Konuşmalarımız bizi daha iyi, daha sabırlı, anlayışlı insanlar yapmıyor. Hülasa, uzun uzun konuşmakla "uzun" insan olunmuyor Dağlım.
Konuşmalarımız çene idmanı, konuşmalarımız nefsimizin dili, konuşmalarımız boş beleş lakırdı. Biz acizlere nispetle peygamberimiz-salat ve selam onadır- yirmi dört saat durmadan konuşan olmalıydı değil mi diye sorsam, kim ne cevap verebilir merak ediyorum doğrusu.
Konuştukça örseleniyor, konuştukça kirleniyoruz. Haddimi aşıp kocaman ve süslü cümleler kurmak bir yana, söyleyeceğimi sade süt gibi cümlelerle ifade etmek isterim Dağlım. Bunca uzun ve gereksiz konuşana kadar birbirimize türkü söylemiş olsak sanki daha güzel bir şey yapmış oluruz.

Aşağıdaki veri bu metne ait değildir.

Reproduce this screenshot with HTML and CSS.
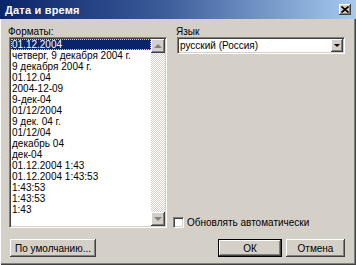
FILE: index.html
```html
<!DOCTYPE html>
<html lang="ru">
<head>
    <meta charset="UTF-8">
    <title>Дата и время</title>
    <link rel="stylesheet" href="styles.css">
</head>
<body>
    <div class="dialog">
        <!-- Title bar -->
        <div class="titlebar">
            <span class="title">Дата и время</span>
            <div class="close">
                <svg width="8" height="7" viewBox="0 0 8 7"><path d="M0.5 0.5 L7.5 6.5 M7.5 0.5 L0.5 6.5" stroke="#000" stroke-width="1.6"/></svg>
            </div>
        </div>

        <div class="body">
            <div class="columns">
                <!-- Formats list (left) -->
                <div class="col-formats">
                    <div class="field-label">Форматы:</div>
                    <div class="listbox">
                        <ul class="items">
                            <li class="selected">01.12.2004</li>
                            <li>четверг, 9 декабря 2004 г.</li>
                            <li>9 декабря 2004 г.</li>
                            <li>01.12.04</li>
                            <li>2004-12-09</li>
                            <li>9-дек-04</li>
                            <li>01/12/2004</li>
                            <li>9 дек. 04 г.</li>
                            <li>01/12/04</li>
                            <li>декабрь 04</li>
                            <li>дек-04</li>
                            <li>01.12.2004 1:43</li>
                            <li>01.12.2004 1:43:53</li>
                            <li>1:43:53</li>
                            <li>1:43:53</li>
                            <li>1:43</li>
                        </ul>
                        <div class="scrollbar">
                            <div class="sb-btn"><span class="arrow-up"></span></div>
                            <div class="sb-track"></div>
                            <div class="sb-btn"><span class="arrow-down"></span></div>
                        </div>
                    </div>
                </div>

                <!-- Language (right) -->
                <div class="col-lang">
                    <div class="field-label">Язык</div>
                    <div class="combo">
                        <span class="combo-text">русский (Россия)</span>
                        <div class="combo-btn"><span class="arrow-black"></span></div>
                    </div>
                    <div class="check">
                        <span class="box"></span>
                        <span>Обновлять автоматически</span>
                    </div>
                </div>
            </div>

            <!-- Bottom buttons -->
            <div class="buttons">
                <div class="btn btn-default-set">По умолчанию...</div>
                <div class="btn-group">
                    <div class="btn btn-ok">ОК</div>
                    <div class="btn btn-cancel">Отмена</div>
                </div>
            </div>
        </div>
    </div>
</body>
</html>
```

FILE: styles.css
```css
html, body {
    margin: 0;
    padding: 0;
    overflow: hidden;
}

body {
    font-family: "Liberation Sans", Arial, sans-serif;
    font-size: 10px;
    color: #000000;
    background-color: #d4d0c8;
}

.dialog {
    width: 356px;
    height: 265px;
    box-sizing: border-box;
    background-color: #d4d0c8;
    box-shadow: inset 1px 0 #ffffff, inset -1px -1px #404040, inset -2px -2px #808080;
    display: flex;
    flex-direction: column;
}

/* Title bar */
.titlebar {
    height: 19px;
    display: flex;
    align-items: center;
    justify-content: space-between;
    padding: 0 5px 0 5px;
    background: linear-gradient(to right, #0a246a 0%, #3a5a98 45%, #a6caf0 100%);
    color: #ffffff;
}

.title {
    font-weight: bold;
    font-size: 11px;
    letter-spacing: 0.2px;
}

.close {
    width: 12px;
    height: 11px;
    margin-top: -1px;
    background-color: #d4d0c8;
    box-shadow: inset -1px -1px #404040, inset 1px 1px #ffffff, inset -2px -2px #808080;
    display: flex;
    align-items: center;
    justify-content: center;
}

/* Content */
.body {
    flex: 1;
    padding: 7px 11px 0 9px;
}

.columns {
    display: flex;
    gap: 10px;
}

.field-label {
    height: 11px;
    line-height: 11px;
    margin-left: -1px;
}

.col-formats {
    width: 158px;
}

.listbox {
    height: 191px;
    box-sizing: border-box;
    background-color: #ffffff;
    border: 1px solid;
    border-color: #808080 #ffffff #ffffff #808080;
    box-shadow: inset 1px 1px #404040, inset -1px -1px #d4d0c8;
    display: flex;
    padding: 1px;
}

.items {
    list-style: none;
    margin: 0;
    padding: 0;
    flex: 1;
}

.items li {
    height: 11px;
    line-height: 11px;
    padding-left: 1px;
    white-space: nowrap;
    overflow: hidden;
}

.items li.selected {
    background-color: #0a246a;
    color: #ffffff;
    outline: 1px dotted #e8d070;
    outline-offset: -1px;
}

.scrollbar {
    width: 14px;
    display: flex;
    flex-direction: column;
}

.sb-btn {
    height: 14px;
    background-color: #d4d0c8;
    box-shadow: inset -1px -1px #404040, inset 1px 1px #ffffff, inset -2px -2px #808080;
    display: flex;
    align-items: center;
    justify-content: center;
}

.sb-track {
    flex: 1;
    background-color: #ffffff;
    background-image: repeating-conic-gradient(#d4d0c8 0 25%, #ffffff 0 50%);
    background-size: 2px 2px;
}

.arrow-up, .arrow-down, .arrow-black {
    width: 0;
    height: 0;
    border-left: 4px solid transparent;
    border-right: 4px solid transparent;
}

.arrow-up {
    border-bottom: 4px solid #808080;
}

.arrow-down {
    border-top: 4px solid #808080;
}

.arrow-black {
    border-left-width: 3px;
    border-right-width: 3px;
    border-top: 3px solid #000000;
}

/* Right column */
.col-lang {
    flex: 1;
    display: flex;
    flex-direction: column;
}

.combo {
    height: 17px;
    box-sizing: border-box;
    background-color: #ffffff;
    border: 1px solid;
    border-color: #808080 #ffffff #ffffff #808080;
    box-shadow: inset 1px 1px #404040, inset -1px -1px #d4d0c8;
    display: flex;
    align-items: center;
    padding: 1px 1px 1px 2px;
}

.combo-text {
    flex: 1;
}

.combo-btn {
    width: 12px;
    height: 13px;
    background-color: #d4d0c8;
    box-shadow: inset -1px -1px #404040, inset 1px 1px #ffffff, inset -2px -2px #808080;
    display: flex;
    align-items: center;
    justify-content: center;
}

.check {
    margin-top: auto;
    display: flex;
    align-items: center;
    gap: 3px;
    height: 11px;
    margin-left: -4px;
}

.check .box {
    width: 11px;
    height: 11px;
    box-sizing: border-box;
    background-color: #ffffff;
    border: 1px solid;
    border-color: #808080 #ffffff #ffffff #808080;
    box-shadow: inset 1px 1px #404040, inset -1px -1px #d4d0c8;
}

/* Buttons row */
.buttons {
    display: flex;
    justify-content: space-between;
    margin-top: 11px;
    padding-left: 1px;
}

.btn-group {
    display: flex;
    gap: 4px;
}

.btn {
    height: 18px;
    box-sizing: border-box;
    background-color: #d4d0c8;
    box-shadow: inset -1px -1px #404040, inset 1px 1px #ffffff, inset -2px -2px #808080;
    display: flex;
    align-items: center;
    justify-content: center;
}

.btn-default-set {
    width: 86px;
}

.btn-ok {
    width: 64px;
    border: 1px solid #000000;
}

.btn-cancel {
    width: 59px;
}
```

Şiir, çiçek, afili cümleler bile yetmez çoğu zaman. Kalbinin, gözlerinin, insanlığının sıcaklığını hissettiğimiz ve hatta sarıldıkça sarılmak istediğimiz insanlara ihtiyacımız var Dağlım. Ötesi lafı güzaf ve teferruattır.

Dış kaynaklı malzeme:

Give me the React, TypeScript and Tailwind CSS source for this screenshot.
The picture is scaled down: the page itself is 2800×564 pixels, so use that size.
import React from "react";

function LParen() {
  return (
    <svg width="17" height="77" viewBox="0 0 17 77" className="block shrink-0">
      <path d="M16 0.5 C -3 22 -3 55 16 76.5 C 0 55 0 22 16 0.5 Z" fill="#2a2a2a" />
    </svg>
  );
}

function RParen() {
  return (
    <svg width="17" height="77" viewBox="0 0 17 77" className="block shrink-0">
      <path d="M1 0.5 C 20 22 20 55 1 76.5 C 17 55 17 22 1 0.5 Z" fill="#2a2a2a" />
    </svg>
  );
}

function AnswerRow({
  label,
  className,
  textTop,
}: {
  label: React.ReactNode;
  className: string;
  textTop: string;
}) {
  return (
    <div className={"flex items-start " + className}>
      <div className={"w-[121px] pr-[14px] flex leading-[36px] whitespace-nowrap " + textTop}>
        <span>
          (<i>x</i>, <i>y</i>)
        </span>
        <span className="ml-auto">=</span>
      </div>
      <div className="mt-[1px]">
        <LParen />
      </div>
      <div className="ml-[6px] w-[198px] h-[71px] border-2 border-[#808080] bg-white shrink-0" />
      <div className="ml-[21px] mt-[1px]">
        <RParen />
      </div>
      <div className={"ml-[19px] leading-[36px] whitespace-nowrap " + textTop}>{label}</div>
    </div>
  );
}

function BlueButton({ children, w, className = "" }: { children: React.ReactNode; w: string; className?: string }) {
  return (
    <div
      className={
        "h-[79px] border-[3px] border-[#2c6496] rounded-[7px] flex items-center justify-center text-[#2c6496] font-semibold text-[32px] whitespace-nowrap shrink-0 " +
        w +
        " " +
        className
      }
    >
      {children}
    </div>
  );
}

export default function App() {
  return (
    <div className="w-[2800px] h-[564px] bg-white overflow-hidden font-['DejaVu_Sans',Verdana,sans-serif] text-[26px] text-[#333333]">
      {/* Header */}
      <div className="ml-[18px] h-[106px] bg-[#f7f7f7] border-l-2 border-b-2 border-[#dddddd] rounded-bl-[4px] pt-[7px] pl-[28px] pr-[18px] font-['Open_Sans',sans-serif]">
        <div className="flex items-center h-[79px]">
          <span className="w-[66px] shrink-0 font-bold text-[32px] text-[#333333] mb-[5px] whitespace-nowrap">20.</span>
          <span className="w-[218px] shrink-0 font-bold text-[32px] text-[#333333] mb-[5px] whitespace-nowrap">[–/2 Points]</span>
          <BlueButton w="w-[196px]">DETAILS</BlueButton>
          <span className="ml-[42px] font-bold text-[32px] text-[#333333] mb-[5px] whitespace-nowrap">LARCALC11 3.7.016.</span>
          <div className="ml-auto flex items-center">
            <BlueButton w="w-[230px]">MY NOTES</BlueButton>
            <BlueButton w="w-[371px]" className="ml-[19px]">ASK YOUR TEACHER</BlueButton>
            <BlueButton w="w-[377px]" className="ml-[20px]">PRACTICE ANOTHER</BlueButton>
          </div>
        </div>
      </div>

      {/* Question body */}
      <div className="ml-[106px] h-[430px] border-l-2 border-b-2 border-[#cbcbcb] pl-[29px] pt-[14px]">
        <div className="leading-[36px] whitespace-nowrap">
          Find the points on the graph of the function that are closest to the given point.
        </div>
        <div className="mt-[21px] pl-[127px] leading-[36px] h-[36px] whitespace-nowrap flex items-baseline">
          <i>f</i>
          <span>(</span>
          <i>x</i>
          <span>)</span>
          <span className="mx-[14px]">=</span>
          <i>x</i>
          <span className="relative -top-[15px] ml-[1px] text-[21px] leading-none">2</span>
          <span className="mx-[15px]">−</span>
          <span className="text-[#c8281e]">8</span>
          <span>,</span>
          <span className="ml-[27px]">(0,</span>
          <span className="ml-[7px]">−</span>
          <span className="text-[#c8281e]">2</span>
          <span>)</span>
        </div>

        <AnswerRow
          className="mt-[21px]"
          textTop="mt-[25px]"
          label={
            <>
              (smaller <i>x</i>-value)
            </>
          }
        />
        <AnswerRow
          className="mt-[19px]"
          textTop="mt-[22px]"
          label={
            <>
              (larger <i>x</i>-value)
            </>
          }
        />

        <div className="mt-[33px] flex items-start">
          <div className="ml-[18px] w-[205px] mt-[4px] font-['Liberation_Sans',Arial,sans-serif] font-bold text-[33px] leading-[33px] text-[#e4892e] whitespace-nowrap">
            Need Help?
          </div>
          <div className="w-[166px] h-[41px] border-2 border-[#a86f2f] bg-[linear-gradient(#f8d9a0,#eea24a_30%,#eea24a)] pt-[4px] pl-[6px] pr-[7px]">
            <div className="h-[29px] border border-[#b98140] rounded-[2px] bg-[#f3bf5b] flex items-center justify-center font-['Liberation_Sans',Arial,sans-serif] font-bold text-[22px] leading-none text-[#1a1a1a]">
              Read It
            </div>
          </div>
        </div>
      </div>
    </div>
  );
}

Kader, suyu akışına, gönlümüzü merhamete bırakmaktır. Akıl iman etmemizin sebebidir, kendisi değildir. Bir çiçeğin kokusunu, bir kadının gözlerinde kaybolmayı, bir bahar sabahı coşkusunu, omzumuza yaslanan bir başın şefkat isteğini konuşarak ve kelimelerle değil hislerimizle yaşarız. Konuştukça hislerimizden uzak düştüğümüzü söylemem de kehanet sayılmaz değil mi Dağlım?
İnsanlığımız narin, kırılgan, salınıp duran bir çiçek. Biz su vermeyi unutuyoruz; birileri dalımızı koparıyor, yaralıyor. Çiçek açamıyoruz. İçimizde küskün, soluk rengimiz ve cansız umutlarımızla yaşayıp duruyoruz. Olumsuz olanlar çoğalıyor konuştukça, oysa bazen özlem ve sevgiyle sarılmak yüzlerce cümlenin söyleyemediğini söyler. Bütün bunları göre göre, yaşaya yaşaya tutar da nasıl saatlerce konuşur insan Dağlım. Ve yoruluyoruz. Her şey yoruyor bizi. Ses tonumuz, yaşama sevincimiz ve sevgimiz yorgun.

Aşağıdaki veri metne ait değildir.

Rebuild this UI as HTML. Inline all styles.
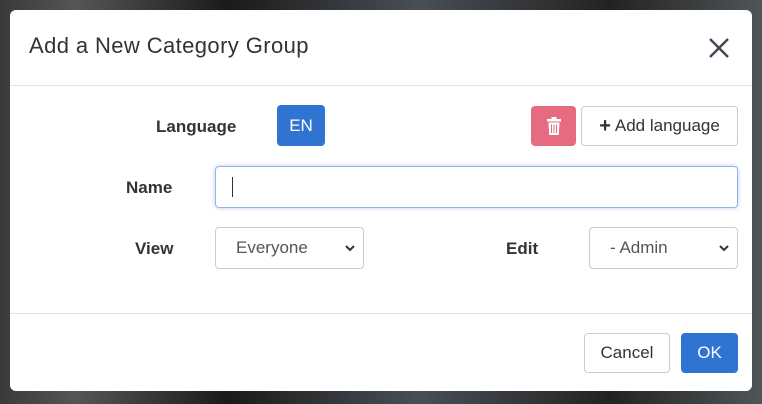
<!DOCTYPE html><html><head><style>
body{margin:0;width:762px;height:404px;overflow:hidden;background:#2e2e2e;font-family:"Liberation Sans",sans-serif;position:relative}
.bg1{position:absolute;left:0;top:0;width:762px;height:404px;background:linear-gradient(90deg,#3a3a3a 0,#555 10%,#1a1a1a 30%,#4a4f55 55%,#222 80%,#505558 100%)}
.m{position:absolute;left:10px;top:10px;width:742px;height:381px;background:#fff;border-radius:6px}
.a{position:absolute}
.t{left:19px;top:23px;font-size:22px;color:#333;letter-spacing:0.4px}
.hl{left:0;width:742px;height:1px;background:#e2e2e2}
.lb{font-weight:bold;font-size:17px;color:#333}
.btn{box-sizing:border-box;border-radius:4px;font-size:16px;display:flex;align-items:center;justify-content:center}
.sel{box-sizing:border-box;border:1px solid #ccc;border-radius:4px;height:42px;font-size:17px;color:#555;padding-left:20px;display:flex;align-items:center}
.sel svg{position:absolute;right:8px;top:16px}
</style></head><body><div class="bg1"></div>
<div class="m">
<div class="a t">Add a New Category Group</div>
<svg class="a" style="left:698px;top:27px" width="22" height="22" viewBox="0 0 22 22"><path d="M2 2L20 20M20 2L2 20" stroke="#3f4a57" stroke-width="2.5"/></svg>
<div class="a hl" style="top:75px"></div>
<div class="a lb" style="left:146px;top:107px">Language</div>
<div class="a btn" style="left:267px;top:95px;width:48px;height:41px;background:#2f74d0;color:#fff;font-size:17px">EN</div>
<div class="a btn" style="left:521px;top:96px;width:45px;height:40px;background:#e66b80">
<svg width="14" height="18" viewBox="0 0 14 18"><rect x="0" y="2" width="14" height="2.5" fill="#fff"/><rect x="4.5" y="0" width="5" height="2.5" fill="#fff"/><path d="M1.5 5.5H12.5L11.8 18H2.2Z" fill="#fff"/><path d="M4.5 7.5V16M7 7.5V16M9.5 7.5V16" stroke="#e66b80" stroke-width="1"/></svg></div>
<div class="a btn" style="left:571px;top:96px;width:157px;height:40px;border:1px solid #ccc;color:#333;font-size:17px"><b style="font-size:20px;margin-right:4px">+</b>Add language</div>
<div class="a lb" style="left:116px;top:168px">Name</div>
<div class="a" style="left:205px;top:156px;width:523px;height:42px;box-sizing:border-box;border:1px solid #8fb6e8;border-radius:4px;box-shadow:0 0 4px rgba(47,116,208,.35)"><div class="a" style="left:16px;top:10px;width:1px;height:20px;background:#333"></div></div>
<div class="a lb" style="left:125px;top:229px">View</div>
<div class="a sel" style="left:205px;top:217px;width:149px">Everyone<svg width="10" height="8" viewBox="0 0 10 8"><path d="M1 2L5 6L9 2" stroke="#333" stroke-width="2" fill="none"/></svg></div>
<div class="a lb" style="left:496px;top:229px">Edit</div>
<div class="a sel" style="left:579px;top:217px;width:149px">- Admin<svg width="10" height="8" viewBox="0 0 10 8"><path d="M1 2L5 6L9 2" stroke="#333" stroke-width="2" fill="none"/></svg></div>
<div class="a hl" style="top:303px"></div>
<div class="a btn" style="left:574px;top:323px;width:86px;height:40px;border:1px solid #ccc;color:#333;font-size:17px">Cancel</div>
<div class="a btn" style="left:671px;top:323px;width:57px;height:40px;background:#2f74d0;color:#fff;font-size:17px">OK</div>
</div>
</body></html>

Sevmek yormak değil, yorgunluğumuzu azaltmak değil midir Dağlım?
Bir de "birbirimizi anlamaya çalışmak" denilen bir masal var Dağlım. Varsa sevmek var; hesapsız, yalansız, rol çalmadan. Şimdilerde, kar yağan gecelerde sokağından geçip camına kar topu atamıyor olmam ne gam, seninle yürüdüğüm sokakları her seferinde yenilenen bir hasretle adımlıyorum.
"Ruh, kadının eli üstünde çıplaktır" diyor Lamartine. Ellerini özlüyor ve arıyorum Dağlım. Soğuk, yağmurlu gecelere atıyorum kendimi. Ayaklarım ıslanıyor, omuzlarım düşüyor, ellerim üşüyor. Mutluyum, şükrediyor ve özlemeye devam ediyorum.
Uzun yazmak "sıradan" , kısa yazmak aşktır Dağlım. Aşktır; çünkü insan sevdiğine her ne söylerse söylesin eksik söyler.
Seven kusur ve eksik arayan da değildir. Ben ölürüm, sen kalanlara bunları anlat Dağlım. Seven, her haliyle ve içilecek bir su gibi sever sevdiğini.
Dağlım, seni zeytin ekmek gibi seviyorum.